3. Mais la même directive poursuit que «les lettres de lecteurs (…) peuvent être remaniées et raccourcies.» Dans les cas d’espèce, la question est donc de savoir si le quotidien avait de bonnes raisons de demander des modifications. Dans les courriers concernant le «proxénétisme en famille», le journal pense que certains termes étaient inadaptés au contexte juridique – à savoir qu’on ne saurait mettre sur le même pied un des proxénètes et des clients. Même s’il elle peut paraître pointilleuse, cette posture se défend, d’autant plus que le journal proposait des termes de remplacement tout à fait acceptables, parce qu’ils ne travestissaient pas la pensée des plaignants.

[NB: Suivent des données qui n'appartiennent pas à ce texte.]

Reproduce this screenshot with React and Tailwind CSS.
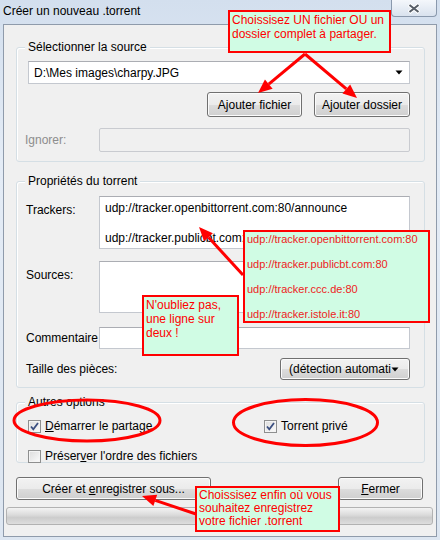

4. Pour ce qui est de la lettre du plaignant Y. concernant le mercenaire Haldimand, le Conseil de la presse constate qu’un accord nullement défavorable au plaignant est intervenu. On ne saurait donc parler d’une violation de la «Déclaration». Et pour ce qui est de l’autre courrier évoqué dans le complément à la plainte (sur l’antispécisme) «La Liberté» était en droit demander les clarifications qu’elle jugeait utiles, tout comme la plaignante était en droit de retirer sa lettre.

5. Pour finir, le Conseil de la presse relève que la direction de la rédaction de «La Liberté» s’est montrée particulièrement empressée et respectueuse des auteurs des lettres. Même si l’on peut comprendre que les plaignants divergent sur certaines appréciations, on ne peut les suivre quand ils estiment avoir été privés de leur droit de s’exprimer.

III. Conclusions

1. La plainte et son complément sont rejetés.

2. En demandant des modifications au libellé de lettres de lecteurs, «La Liberté» n’a pas violé la «Déclaration des devoirs et des droits du/de la journaliste».